● **Direction**
State only how many lines below include the string "TypeScript".
-- BEGIN --
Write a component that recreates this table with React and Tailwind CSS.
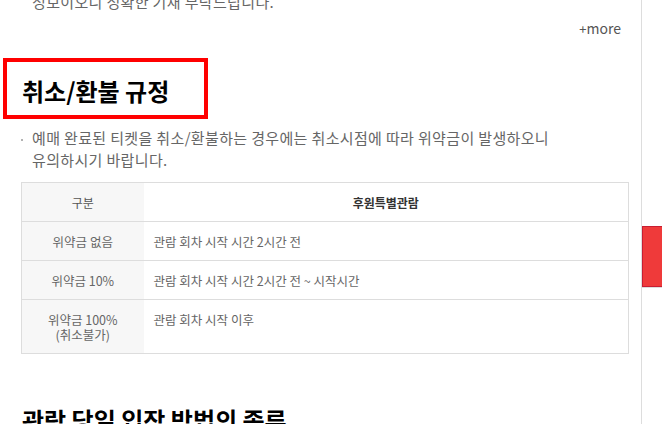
import React from 'react'

const font = { fontFamily: '"Noto Sans CJK KR", "Noto Sans", sans-serif' }

const rows = [
  { label: ['위약금 없음'], desc: '관람 회차 시작 시간 2시간 전' },
  { label: ['위약금 10%'], desc: '관람 회차 시작 시간 2시간 전 ~ 시작시간' },
  { label: ['위약금 100%', '(취소불가)'], desc: '관람 회차 시작 이후' },
]

export default function App() {
  return (
    <div className="flex h-[424px] w-[662px] overflow-hidden bg-white" style={font}>
      {/* Main content */}
      <main className="w-[642px] shrink-0 border-r border-[#dddddd]">
        <p className="mt-[-9px] pl-[32px] text-[15px] leading-[22px] tracking-[0.35px] text-[#666666]">
          정보이오니 정확한 기재 부탁드립니다.
        </p>

        <div className="mt-[5px] flex justify-end pr-[20px]">
          <span className="text-[14px] leading-[20px] text-[#555555]">
            <span className="text-[13px]">+</span>more
          </span>
        </div>

        <div className="relative mt-[37px] pl-[22px]">
          <div className="absolute left-[3px] top-[-18px] h-[61px] w-[205px] border-4 border-[#ff0000]" />
          <h2 className="text-[24px] font-bold leading-[30px] text-black">취소/환불 규정</h2>
        </div>

        <div className="relative mt-[21px] pl-[32px] text-[15px] leading-[22px] tracking-[0.35px] text-[#666666]">
          <span className="absolute left-[21px] top-[12px] h-[2px] w-[2px] rounded-full bg-[#999999]" />
          <p>예매 완료된 티켓을 취소/환불하는 경우에는 취소시점에 따라 위약금이 발생하오니</p>
          <p>유의하시기 바랍니다.</p>
        </div>

        <table className="ml-[21px] mt-[11px] w-[608px] table-fixed border-collapse border border-[#dddddd] text-[12.5px] leading-[15px] text-[#666666]">
          <colgroup>
            <col className="w-[122px]" />
            <col />
          </colgroup>
          <thead>
            <tr>
              <th className="h-[39px] border-b border-[#dddddd] bg-[#f7f7f7] text-[12px] font-normal text-[#555555]">구분</th>
              <th className="h-[39px] border-b border-[#dddddd] bg-white text-[12px] font-bold text-[#333333]">후원특별관람</th>
            </tr>
          </thead>
          <tbody>
            {rows.map((r) => (
              <tr key={r.desc} className="border-b border-[#dddddd]">
                <td className="bg-[#f7f7f7] px-[10px] pb-[11px] pt-[12px] text-center align-top">
                  {r.label.map((l) => (
                    <div key={l}>{l}</div>
                  ))}
                </td>
                <td className="px-[10px] pb-[11px] pt-[12px] align-top">{r.desc}</td>
              </tr>
            ))}
          </tbody>
        </table>

        <h2 className="mt-[51px] pl-[22px] text-[24px] font-bold leading-[30px] text-black">
          관람 당일 입장 방법의 종류
        </h2>
      </main>

      {/* Right rail */}
      <aside className="flex-1">
        <div className="mt-[226px] h-[61px] w-full border border-r-0 border-[#c81e32] bg-[#ef3a3a] shadow-[0_1px_0_#dddddd]" />
      </aside>
    </div>
  )
}
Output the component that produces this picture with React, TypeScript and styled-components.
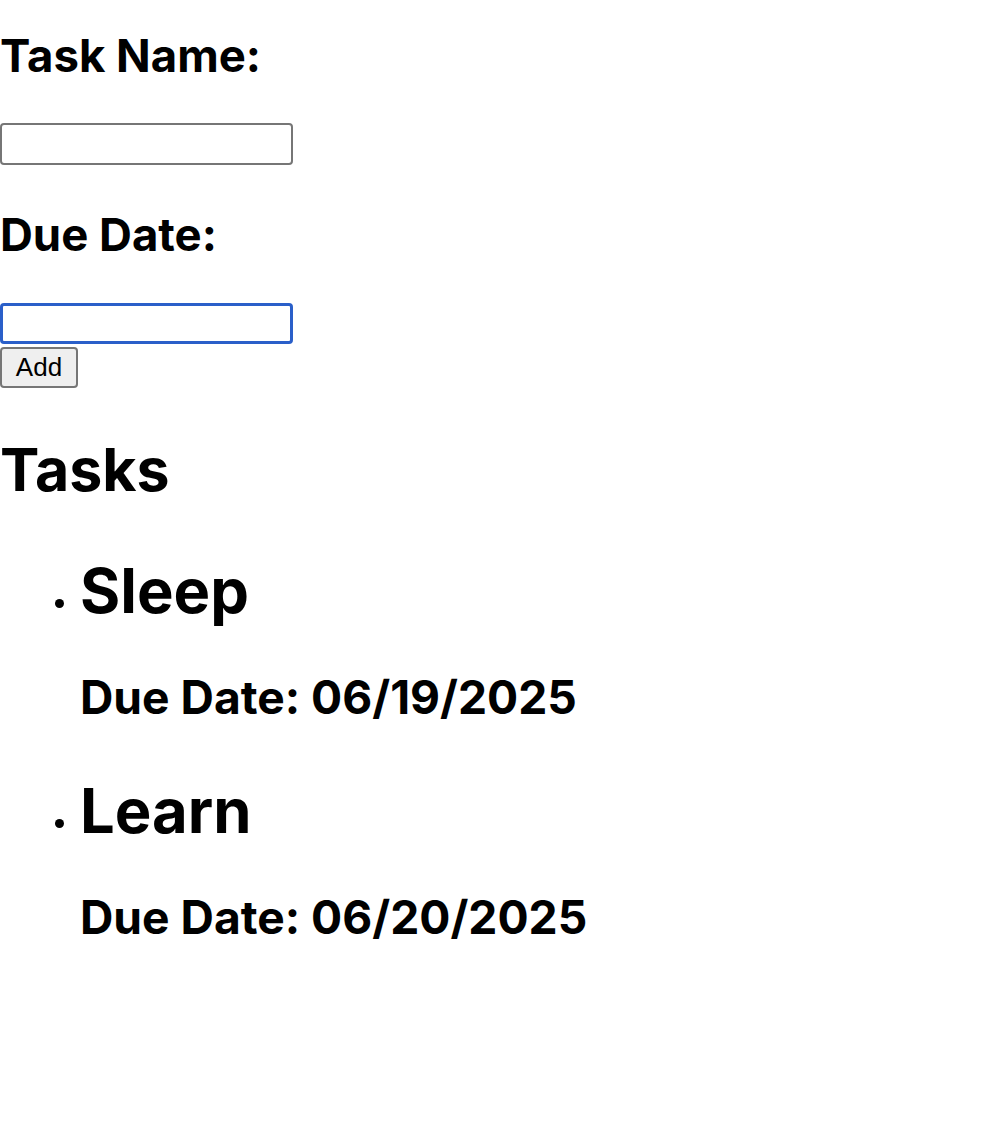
import React from "react";
import styled, { createGlobalStyle } from "styled-components";

const Global = createGlobalStyle`
  html, body { margin: 0; padding: 0; background: #fff; }
  body { font-family: Inter, "Noto Sans", sans-serif; color: #000; }
`;

const Page = styled.div`
  display: flex;
  flex-direction: column;
  align-items: flex-start;
`;

const Label = styled.h2<{ $top: number }>`
  margin: ${(p) => p.$top}px 0 0;
  font-size: 45.5px;
  line-height: 55px;
  font-weight: 700;
`;

const Field = styled.input<{ $focused?: boolean; $top: number }>`
  box-sizing: border-box;
  display: block;
  margin: ${(p) => p.$top}px 0 0;
  width: 293px;
  height: ${(p) => (p.$focused ? 41 : 42)}px;
  border: ${(p) => (p.$focused ? "3px solid #2a5fc9" : "2px solid #767676")};
  border-radius: 4px;
  background: #fff;
  outline: none;
  padding: 0 6px;
  font-size: 26px;
`;

const AddButton = styled.button`
  box-sizing: border-box;
  margin: 3px 0 0;
  width: 78px;
  height: 41px;
  background: #efefef;
  border: 2px solid #767676;
  border-radius: 4px;
  font-family: "Liberation Sans", Arial, sans-serif;
  font-size: 26px;
  color: #000;
  padding: 0;
`;

const Title = styled.h1`
  margin: 47px 0 0;
  font-size: 59px;
  line-height: 1.2;
  font-weight: 700;
`;

const List = styled.ul`
  margin: 0;
  padding: 0 0 0 80px;
  list-style: disc;
`;

const Item = styled.li`
  font-size: 28px;
`;

const ItemName = styled.h2`
  margin: 48px 0 0;
  font-size: 61.5px;
  line-height: 1.2;
  font-weight: 700;
`;

const ItemDue = styled.h3`
  margin: 42.5px 0 0;
  font-size: 46.2px;
  line-height: 1.2;
  font-weight: 700;
`;

const tasks = [
  { name: "Sleep", due: "06/19/2025" },
  { name: "Learn", due: "06/20/2025" },
];

export default function App() {
  return (
    <Page>
      <Global />
      <Label $top={28}>Task Name:</Label>
      <Field type="text" $top={40} />
      <Label $top={42}>Due Date:</Label>
      <Field type="text" $top={41} $focused />
      <AddButton>Add</AddButton>
      <Title>Tasks</Title>
      <List>
        {tasks.map((t) => (
          <Item key={t.name}>
            <ItemName>{t.name}</ItemName>
            <ItemDue>Due Date: {t.due}</ItemDue>
          </Item>
        ))}
      </List>
    </Page>
  );
}
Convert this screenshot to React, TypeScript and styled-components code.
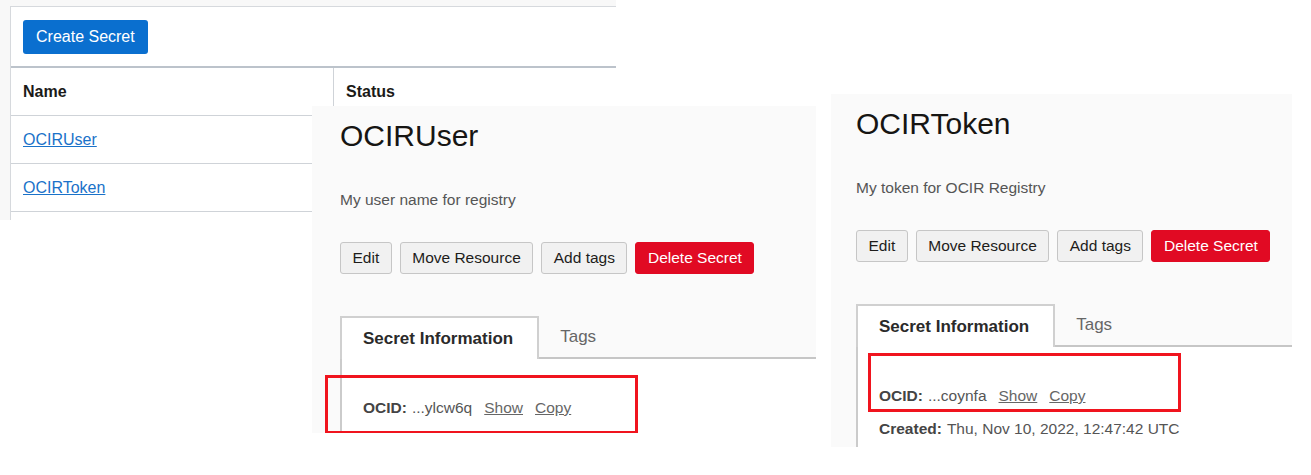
import styled, { createGlobalStyle } from "styled-components";

const GlobalStyle = createGlobalStyle`
  html, body {
    margin: 0;
    padding: 0;
    background: #fff;
  }
  body {
    font-family: "Liberation Sans", Arial, Helvetica, sans-serif;
    color: #161513;
  }
  * {
    box-sizing: border-box;
  }
`;

interface Secret {
  name: string;
  description: string;
  ocid: string;
  created?: string;
}

const secrets: Secret[] = [
  { name: "OCIRUser", description: "My user name for registry", ocid: "...ylcw6q" },
  {
    name: "OCIRToken",
    description: "My token for OCIR Registry",
    ocid: "...coynfa",
    created: "Thu, Nov 10, 2022, 12:47:42 UTC",
  },
];

// where each screenshot sits on the collage
const shots = [
  { x: 312, y: 106, w: 504, h: 327, pad: 28, box: { x: 13, y: 269, w: 313, h: 59 } },
  { x: 831, y: 94, w: 461, h: 353, pad: 25, box: { x: 37, y: 259, w: 313, h: 59 } },
];

const SecretDetail = ({ secret, pad, box }: { secret: Secret; pad: number; box: { x: number; y: number; w: number; h: number } }) => (
  <DetailPanel $pad={pad}>
    <Title>{secret.name}</Title>
    <Description>{secret.description}</Description>
    <Actions>
      <ActionButton>Edit</ActionButton>
      <ActionButton>Move Resource</ActionButton>
      <ActionButton>Add tags</ActionButton>
      <ActionButton $danger>Delete Secret</ActionButton>
    </Actions>
    <TabStrip>
      <Tab $active>Secret Information</Tab>
      <Tab>Tags</Tab>
      <TabFiller />
    </TabStrip>
    <TabBody>
      <InfoRow>
        <Label>OCID:</Label>
        <Value>{secret.ocid}</Value>
        <InfoLink>Show</InfoLink>
        <InfoLink>Copy</InfoLink>
      </InfoRow>
      {secret.created && (
        <InfoRow $spaced>
          <Label>Created:</Label>
          <Value>{secret.created}</Value>
        </InfoRow>
      )}
    </TabBody>
    <Highlight style={{ left: box.x, top: box.y, width: box.w, height: box.h }} />
  </DetailPanel>
);

const App = () => {
  return (
    <>
      <GlobalStyle />
      <Canvas>
        <Shot $x={0} $y={0} $w={616} $h={220}>
          <ListShot>
            <ListPanel>
              <Toolbar>
                <PrimaryButton>Create Secret</PrimaryButton>
              </Toolbar>
              <Table>
                <HeadCell $first>Name</HeadCell>
                <HeadCell>Status</HeadCell>
                {secrets.map((s) => (
                  <Row key={s.name}>
                    <Cell $first>
                      <NameLink href="#">{s.name}</NameLink>
                    </Cell>
                    <Cell />
                  </Row>
                ))}
              </Table>
            </ListPanel>
          </ListShot>
        </Shot>
        {secrets.map((s, i) => (
          <Shot key={s.name} $x={shots[i].x} $y={shots[i].y} $w={shots[i].w} $h={shots[i].h}>
            <SecretDetail secret={s} pad={shots[i].pad} box={shots[i].box} />
          </Shot>
        ))}
      </Canvas>
    </>
  );
};

export default App;

const Canvas = styled.div`
  position: relative;
  width: 1311px;
  height: 475px;
  overflow: hidden;
  background: #fff;
`;

const Shot = styled.div<{ $x: number; $y: number; $w: number; $h: number }>`
  position: absolute;
  left: ${(p) => p.$x}px;
  top: ${(p) => p.$y}px;
  width: ${(p) => p.$w}px;
  height: ${(p) => p.$h}px;
  overflow: hidden;
`;

const ListShot = styled.div`
  height: 100%;
  padding: 6px 0 0 10px;
  background: #f8f8f8;
`;

const ListPanel = styled.div`
  height: 100%;
  background: #fff;
  border-top: 1px solid #d6d9dd;
  border-left: 1px solid #d6d9dd;
`;

const Toolbar = styled.div`
  height: 59px;
  padding: 13px 12px 0;
`;

const PrimaryButton = styled.button`
  height: 34px;
  padding: 0 13px;
  border: none;
  border-radius: 3px;
  background: #0a6fcf;
  color: #fff;
  font-family: inherit;
  font-size: 16px;
`;

const Table = styled.div`
  display: grid;
  grid-template-columns: 323px 1fr;
  border-top: 2px solid #bcc3cb;
`;

const Row = styled.div`
  display: contents;
`;

const Cell = styled.div<{ $first?: boolean }>`
  height: 48px;
  display: flex;
  align-items: center;
  padding-left: 12px;
  border-bottom: 1px solid #cfd3d8;
  border-right: ${(p) => (p.$first ? "1px solid #cfd3d8" : "none")};
  font-size: 16px;
`;

const HeadCell = styled(Cell)`
  font-weight: 700;
  color: #1b1a18;
`;

const NameLink = styled.a`
  color: #1a72c9;
  text-decoration: underline;
`;

const DetailPanel = styled.div<{ $pad: number }>`
  position: relative;
  height: 100%;
  display: flex;
  flex-direction: column;
  padding: 12px 0 0 ${(p) => p.$pad}px;
  background: #fafafa;
`;

const Title = styled.h1`
  margin: 0;
  font-size: 30px;
  line-height: 36px;
  font-weight: 400;
  color: #161513;
`;

const Description = styled.p`
  margin: 36px 0 0;
  font-size: 15.5px;
  line-height: 20px;
  color: #555;
`;

const Actions = styled.div`
  display: flex;
  gap: 8px;
  margin-top: 32px;
`;

const ActionButton = styled.button<{ $danger?: boolean }>`
  height: 32px;
  padding: 0 11.5px;
  border: 1px solid ${(p) => (p.$danger ? "#e10a23" : "#c6c6c6")};
  border-radius: 3px;
  background: ${(p) => (p.$danger ? "#e10a23" : "#f1f1f1")};
  color: ${(p) => (p.$danger ? "#fff" : "#1e1d1b")};
  font-family: inherit;
  font-size: 15.5px;
`;

const TabStrip = styled.div`
  display: flex;
  height: 43px;
  margin-top: 42px;
`;

const Tab = styled.div<{ $active?: boolean }>`
  display: flex;
  align-items: center;
  padding: 0 24px 0 21px;
  font-size: 17px;
  font-weight: ${(p) => (p.$active ? 700 : 400)};
  color: ${(p) => (p.$active ? "#2a2a2a" : "#666")};
  background: ${(p) => (p.$active ? "#fff" : "transparent")};
  border: ${(p) => (p.$active ? "2px solid #d0d0d0" : "none")};
  border-bottom: ${(p) => (p.$active ? "none" : "2px solid #c6c6c6")};
`;

const TabFiller = styled.div`
  flex: 1;
  border-bottom: 2px solid #c6c6c6;
`;

const TabBody = styled.div`
  flex: 1;
  padding: 39px 0 0 21px;
  background: #fff;
  border-left: 2px solid #cbcbcb;
`;

const InfoRow = styled.div<{ $spaced?: boolean }>`
  display: flex;
  align-items: baseline;
  margin-top: ${(p) => (p.$spaced ? 13 : 0)}px;
  font-size: 15.5px;
  line-height: 20px;
  color: #555;
`;

const Label = styled.span`
  font-weight: 700;
  color: #444;
  margin-right: 5px;
`;

const Value = styled.span`
  color: #555;
`;

const InfoLink = styled.span`
  margin-left: 12px;
  color: #666;
  text-decoration: underline;
`;

const Highlight = styled.div`
  position: absolute;
  border: 3px solid #f0141e;
  pointer-events: none;
`;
-- END --
● **Answer for the task**
2